• **Requirements**
Look through the listing below for the line containing "Give me the Web". Copy it and each line after it up to and including the line containing "</repo-page>", exactly, leaving out pictures.

• **Listed entries**
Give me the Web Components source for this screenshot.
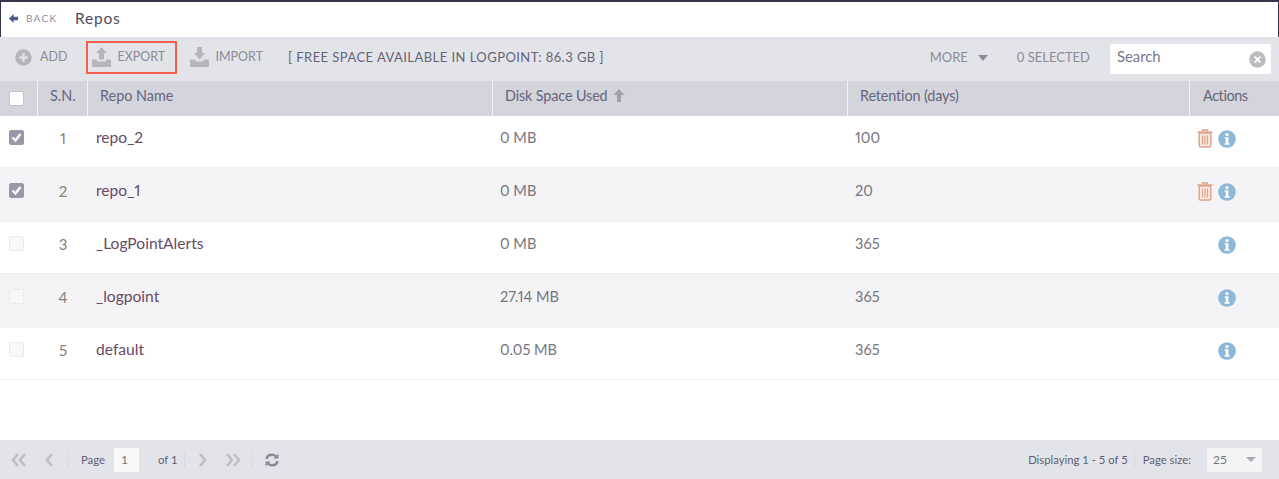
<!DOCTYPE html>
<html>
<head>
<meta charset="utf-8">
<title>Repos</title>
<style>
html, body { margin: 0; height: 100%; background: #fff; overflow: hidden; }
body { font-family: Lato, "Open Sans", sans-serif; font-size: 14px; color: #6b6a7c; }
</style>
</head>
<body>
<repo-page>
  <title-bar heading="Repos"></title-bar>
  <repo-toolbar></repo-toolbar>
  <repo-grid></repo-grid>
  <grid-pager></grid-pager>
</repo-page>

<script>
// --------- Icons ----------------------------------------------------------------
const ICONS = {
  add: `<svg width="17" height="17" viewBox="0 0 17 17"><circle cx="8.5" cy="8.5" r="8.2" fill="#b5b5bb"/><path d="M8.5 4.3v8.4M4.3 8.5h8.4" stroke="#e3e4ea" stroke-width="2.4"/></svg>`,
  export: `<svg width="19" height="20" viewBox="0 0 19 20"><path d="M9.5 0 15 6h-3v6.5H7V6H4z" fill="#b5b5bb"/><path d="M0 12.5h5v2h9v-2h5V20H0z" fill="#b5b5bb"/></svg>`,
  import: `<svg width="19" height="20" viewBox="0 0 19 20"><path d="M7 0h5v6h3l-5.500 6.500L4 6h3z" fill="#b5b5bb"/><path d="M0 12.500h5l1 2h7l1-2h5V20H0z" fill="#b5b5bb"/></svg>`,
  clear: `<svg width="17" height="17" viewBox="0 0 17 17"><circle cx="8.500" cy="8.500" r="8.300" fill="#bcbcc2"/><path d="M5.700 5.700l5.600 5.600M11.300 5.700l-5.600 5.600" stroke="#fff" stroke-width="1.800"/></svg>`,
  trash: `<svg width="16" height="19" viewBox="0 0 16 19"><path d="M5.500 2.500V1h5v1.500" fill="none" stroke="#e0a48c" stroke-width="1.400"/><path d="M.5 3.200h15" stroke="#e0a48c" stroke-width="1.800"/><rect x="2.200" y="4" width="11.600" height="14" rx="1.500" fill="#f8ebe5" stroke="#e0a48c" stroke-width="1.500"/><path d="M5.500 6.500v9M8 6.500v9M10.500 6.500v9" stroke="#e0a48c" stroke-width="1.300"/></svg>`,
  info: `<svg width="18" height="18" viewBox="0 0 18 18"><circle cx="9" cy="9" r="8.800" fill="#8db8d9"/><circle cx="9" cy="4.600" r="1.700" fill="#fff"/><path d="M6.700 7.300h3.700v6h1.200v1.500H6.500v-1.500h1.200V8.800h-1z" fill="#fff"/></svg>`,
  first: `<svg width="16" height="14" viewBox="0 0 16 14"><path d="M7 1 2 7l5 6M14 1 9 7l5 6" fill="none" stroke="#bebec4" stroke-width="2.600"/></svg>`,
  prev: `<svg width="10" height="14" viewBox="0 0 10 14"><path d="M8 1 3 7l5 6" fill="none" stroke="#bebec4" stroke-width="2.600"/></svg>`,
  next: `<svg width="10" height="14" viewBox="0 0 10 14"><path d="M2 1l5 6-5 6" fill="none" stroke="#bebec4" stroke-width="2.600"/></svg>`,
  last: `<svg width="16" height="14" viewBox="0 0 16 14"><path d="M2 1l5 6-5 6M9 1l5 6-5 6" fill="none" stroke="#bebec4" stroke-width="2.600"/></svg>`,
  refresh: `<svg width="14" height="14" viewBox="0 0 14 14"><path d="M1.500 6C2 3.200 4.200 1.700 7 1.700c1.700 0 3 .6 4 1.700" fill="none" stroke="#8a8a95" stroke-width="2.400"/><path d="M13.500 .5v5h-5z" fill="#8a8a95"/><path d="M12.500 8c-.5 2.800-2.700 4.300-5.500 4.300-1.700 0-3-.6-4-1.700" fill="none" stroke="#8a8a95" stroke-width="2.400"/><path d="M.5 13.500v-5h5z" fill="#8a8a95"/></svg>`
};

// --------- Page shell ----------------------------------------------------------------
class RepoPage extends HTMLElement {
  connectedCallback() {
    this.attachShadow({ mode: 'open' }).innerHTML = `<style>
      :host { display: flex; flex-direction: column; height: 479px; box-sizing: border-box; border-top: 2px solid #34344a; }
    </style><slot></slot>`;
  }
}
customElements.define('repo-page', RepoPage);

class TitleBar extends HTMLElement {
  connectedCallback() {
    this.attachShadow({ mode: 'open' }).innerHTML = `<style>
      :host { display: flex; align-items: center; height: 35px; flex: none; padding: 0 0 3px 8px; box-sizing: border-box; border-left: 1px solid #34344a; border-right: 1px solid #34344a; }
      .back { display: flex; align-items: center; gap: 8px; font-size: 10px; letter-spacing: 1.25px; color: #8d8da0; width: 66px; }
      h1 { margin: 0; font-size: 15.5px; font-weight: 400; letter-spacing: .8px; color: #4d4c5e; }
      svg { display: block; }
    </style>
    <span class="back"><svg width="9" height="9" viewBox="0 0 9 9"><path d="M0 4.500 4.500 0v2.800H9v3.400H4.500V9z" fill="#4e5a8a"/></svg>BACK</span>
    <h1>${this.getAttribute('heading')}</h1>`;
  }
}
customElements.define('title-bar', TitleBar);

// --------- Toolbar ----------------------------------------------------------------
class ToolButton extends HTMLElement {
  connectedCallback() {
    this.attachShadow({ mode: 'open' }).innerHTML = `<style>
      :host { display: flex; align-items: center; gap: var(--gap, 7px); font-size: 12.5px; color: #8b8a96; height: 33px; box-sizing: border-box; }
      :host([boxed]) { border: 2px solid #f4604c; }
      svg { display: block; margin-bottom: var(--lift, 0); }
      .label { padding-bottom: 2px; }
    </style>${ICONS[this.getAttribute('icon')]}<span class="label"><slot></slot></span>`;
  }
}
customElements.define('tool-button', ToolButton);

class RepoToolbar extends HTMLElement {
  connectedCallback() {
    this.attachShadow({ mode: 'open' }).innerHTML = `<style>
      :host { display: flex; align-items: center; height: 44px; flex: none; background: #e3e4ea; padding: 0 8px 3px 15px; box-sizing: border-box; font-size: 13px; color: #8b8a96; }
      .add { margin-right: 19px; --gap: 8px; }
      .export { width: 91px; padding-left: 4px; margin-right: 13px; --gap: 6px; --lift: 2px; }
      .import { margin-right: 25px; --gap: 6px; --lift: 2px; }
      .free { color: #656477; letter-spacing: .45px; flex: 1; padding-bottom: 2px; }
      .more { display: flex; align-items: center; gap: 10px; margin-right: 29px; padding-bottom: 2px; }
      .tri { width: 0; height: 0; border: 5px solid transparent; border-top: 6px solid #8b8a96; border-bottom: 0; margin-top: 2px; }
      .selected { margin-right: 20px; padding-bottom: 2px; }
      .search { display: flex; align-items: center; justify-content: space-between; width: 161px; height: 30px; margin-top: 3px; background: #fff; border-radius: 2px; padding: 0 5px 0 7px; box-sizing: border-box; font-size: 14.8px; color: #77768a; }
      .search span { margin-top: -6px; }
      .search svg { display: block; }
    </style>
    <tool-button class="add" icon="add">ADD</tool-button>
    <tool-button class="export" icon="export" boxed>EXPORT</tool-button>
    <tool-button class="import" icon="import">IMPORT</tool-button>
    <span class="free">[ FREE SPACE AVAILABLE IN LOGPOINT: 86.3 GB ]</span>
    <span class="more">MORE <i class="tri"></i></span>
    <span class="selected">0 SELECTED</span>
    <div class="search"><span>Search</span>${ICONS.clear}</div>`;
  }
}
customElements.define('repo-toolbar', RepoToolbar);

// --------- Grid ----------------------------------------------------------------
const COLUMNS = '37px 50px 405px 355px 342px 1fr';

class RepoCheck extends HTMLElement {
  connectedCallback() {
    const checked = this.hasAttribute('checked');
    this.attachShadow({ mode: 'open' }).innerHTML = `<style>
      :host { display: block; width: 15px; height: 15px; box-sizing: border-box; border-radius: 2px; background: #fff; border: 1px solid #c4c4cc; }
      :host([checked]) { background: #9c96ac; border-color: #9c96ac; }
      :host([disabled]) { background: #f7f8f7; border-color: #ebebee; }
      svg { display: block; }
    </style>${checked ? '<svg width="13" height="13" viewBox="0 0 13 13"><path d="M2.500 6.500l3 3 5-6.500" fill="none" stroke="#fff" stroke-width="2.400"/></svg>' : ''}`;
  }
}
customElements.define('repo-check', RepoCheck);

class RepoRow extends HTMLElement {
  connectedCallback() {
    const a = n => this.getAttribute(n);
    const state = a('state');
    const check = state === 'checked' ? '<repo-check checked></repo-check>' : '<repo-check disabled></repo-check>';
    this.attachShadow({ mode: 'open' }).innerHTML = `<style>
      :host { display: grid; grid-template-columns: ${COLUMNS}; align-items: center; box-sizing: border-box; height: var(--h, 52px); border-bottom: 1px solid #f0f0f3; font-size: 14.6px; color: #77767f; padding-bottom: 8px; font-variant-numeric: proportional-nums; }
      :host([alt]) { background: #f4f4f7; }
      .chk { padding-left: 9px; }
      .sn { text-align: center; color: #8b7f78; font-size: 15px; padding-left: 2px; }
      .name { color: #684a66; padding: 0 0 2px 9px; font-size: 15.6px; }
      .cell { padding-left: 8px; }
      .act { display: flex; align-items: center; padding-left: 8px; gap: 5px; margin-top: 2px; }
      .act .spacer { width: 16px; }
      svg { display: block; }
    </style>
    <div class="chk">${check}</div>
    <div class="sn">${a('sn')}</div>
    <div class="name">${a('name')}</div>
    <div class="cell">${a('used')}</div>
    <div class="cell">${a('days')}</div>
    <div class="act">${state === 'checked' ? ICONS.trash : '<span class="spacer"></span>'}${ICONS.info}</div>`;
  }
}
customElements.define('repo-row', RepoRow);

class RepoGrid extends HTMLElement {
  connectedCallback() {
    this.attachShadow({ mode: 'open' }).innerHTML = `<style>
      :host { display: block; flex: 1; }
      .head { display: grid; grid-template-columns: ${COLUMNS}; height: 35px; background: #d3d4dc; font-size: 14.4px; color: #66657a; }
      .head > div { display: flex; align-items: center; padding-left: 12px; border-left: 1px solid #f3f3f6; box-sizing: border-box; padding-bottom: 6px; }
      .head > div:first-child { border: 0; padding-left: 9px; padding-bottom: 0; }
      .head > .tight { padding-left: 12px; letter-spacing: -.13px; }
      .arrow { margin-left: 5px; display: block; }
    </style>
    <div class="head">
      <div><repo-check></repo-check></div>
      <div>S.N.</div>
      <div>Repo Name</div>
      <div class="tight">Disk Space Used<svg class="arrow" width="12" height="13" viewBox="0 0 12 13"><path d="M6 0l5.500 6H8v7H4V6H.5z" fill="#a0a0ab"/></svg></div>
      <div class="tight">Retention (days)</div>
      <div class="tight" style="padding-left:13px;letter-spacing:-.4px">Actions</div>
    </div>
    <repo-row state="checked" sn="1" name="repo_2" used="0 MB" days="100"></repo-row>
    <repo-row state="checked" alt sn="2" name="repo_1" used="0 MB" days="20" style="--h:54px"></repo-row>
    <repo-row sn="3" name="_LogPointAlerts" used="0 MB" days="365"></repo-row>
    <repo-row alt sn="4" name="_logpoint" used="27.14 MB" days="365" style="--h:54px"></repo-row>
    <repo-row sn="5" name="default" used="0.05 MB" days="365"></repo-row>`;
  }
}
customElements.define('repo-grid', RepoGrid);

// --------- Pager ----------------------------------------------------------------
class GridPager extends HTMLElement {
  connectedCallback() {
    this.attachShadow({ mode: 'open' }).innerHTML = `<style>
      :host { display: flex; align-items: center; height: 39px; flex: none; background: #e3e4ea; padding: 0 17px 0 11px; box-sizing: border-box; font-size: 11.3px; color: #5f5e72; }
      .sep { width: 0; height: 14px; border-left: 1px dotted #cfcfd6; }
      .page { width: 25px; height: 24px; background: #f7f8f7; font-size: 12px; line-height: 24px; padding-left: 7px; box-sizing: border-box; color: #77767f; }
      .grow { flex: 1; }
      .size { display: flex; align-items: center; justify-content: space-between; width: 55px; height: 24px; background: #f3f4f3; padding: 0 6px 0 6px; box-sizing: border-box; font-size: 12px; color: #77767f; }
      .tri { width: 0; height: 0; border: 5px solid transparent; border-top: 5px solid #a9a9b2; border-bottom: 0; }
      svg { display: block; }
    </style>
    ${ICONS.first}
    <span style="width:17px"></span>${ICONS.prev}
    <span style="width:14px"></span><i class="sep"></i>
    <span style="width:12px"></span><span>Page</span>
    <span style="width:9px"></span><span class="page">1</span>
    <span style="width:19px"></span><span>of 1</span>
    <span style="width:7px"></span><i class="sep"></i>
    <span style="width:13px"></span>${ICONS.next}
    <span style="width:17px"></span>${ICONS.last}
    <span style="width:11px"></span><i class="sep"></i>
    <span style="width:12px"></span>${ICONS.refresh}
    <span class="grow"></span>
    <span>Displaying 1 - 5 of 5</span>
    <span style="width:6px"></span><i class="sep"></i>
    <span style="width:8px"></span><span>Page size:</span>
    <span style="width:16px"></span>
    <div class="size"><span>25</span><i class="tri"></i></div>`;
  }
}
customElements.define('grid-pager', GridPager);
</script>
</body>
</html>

* * *

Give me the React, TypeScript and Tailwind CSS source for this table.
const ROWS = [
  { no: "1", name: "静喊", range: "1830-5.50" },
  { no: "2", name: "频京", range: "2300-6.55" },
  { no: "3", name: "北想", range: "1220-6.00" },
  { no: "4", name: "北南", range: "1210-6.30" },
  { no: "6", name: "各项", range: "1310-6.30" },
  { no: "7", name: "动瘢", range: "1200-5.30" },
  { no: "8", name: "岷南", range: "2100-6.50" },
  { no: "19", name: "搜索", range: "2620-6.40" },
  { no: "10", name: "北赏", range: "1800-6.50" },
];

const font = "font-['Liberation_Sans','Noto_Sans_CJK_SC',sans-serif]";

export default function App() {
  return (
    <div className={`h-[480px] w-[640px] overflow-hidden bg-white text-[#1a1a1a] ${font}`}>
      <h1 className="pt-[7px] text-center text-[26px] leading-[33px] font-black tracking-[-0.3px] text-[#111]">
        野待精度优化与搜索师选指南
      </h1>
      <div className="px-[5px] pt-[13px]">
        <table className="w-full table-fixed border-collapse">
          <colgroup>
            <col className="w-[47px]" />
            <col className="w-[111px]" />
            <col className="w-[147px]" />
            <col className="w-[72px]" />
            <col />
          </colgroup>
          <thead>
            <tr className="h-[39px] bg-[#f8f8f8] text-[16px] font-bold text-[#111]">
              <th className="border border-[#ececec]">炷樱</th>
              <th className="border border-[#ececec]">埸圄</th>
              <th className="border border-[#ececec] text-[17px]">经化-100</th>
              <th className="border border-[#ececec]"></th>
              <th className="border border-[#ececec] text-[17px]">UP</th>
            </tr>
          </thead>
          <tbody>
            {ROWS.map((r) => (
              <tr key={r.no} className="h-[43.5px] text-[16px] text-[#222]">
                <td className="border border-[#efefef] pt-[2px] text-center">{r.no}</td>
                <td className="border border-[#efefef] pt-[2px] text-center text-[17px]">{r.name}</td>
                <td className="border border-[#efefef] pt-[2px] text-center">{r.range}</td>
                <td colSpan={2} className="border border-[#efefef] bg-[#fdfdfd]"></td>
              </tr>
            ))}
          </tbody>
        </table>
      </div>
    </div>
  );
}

• **Answer to this problem**
Give me the Web Components source for this screenshot.
<!DOCTYPE html>
<html>
<head>
<meta charset="utf-8">
<title>Repos</title>
<style>
html, body { margin: 0; height: 100%; background: #fff; overflow: hidden; }
body { font-family: Lato, "Open Sans", sans-serif; font-size: 14px; color: #6b6a7c; }
</style>
</head>
<body>
<repo-page>
  <title-bar heading="Repos"></title-bar>
  <repo-toolbar></repo-toolbar>
  <repo-grid></repo-grid>
  <grid-pager></grid-pager>
</repo-page>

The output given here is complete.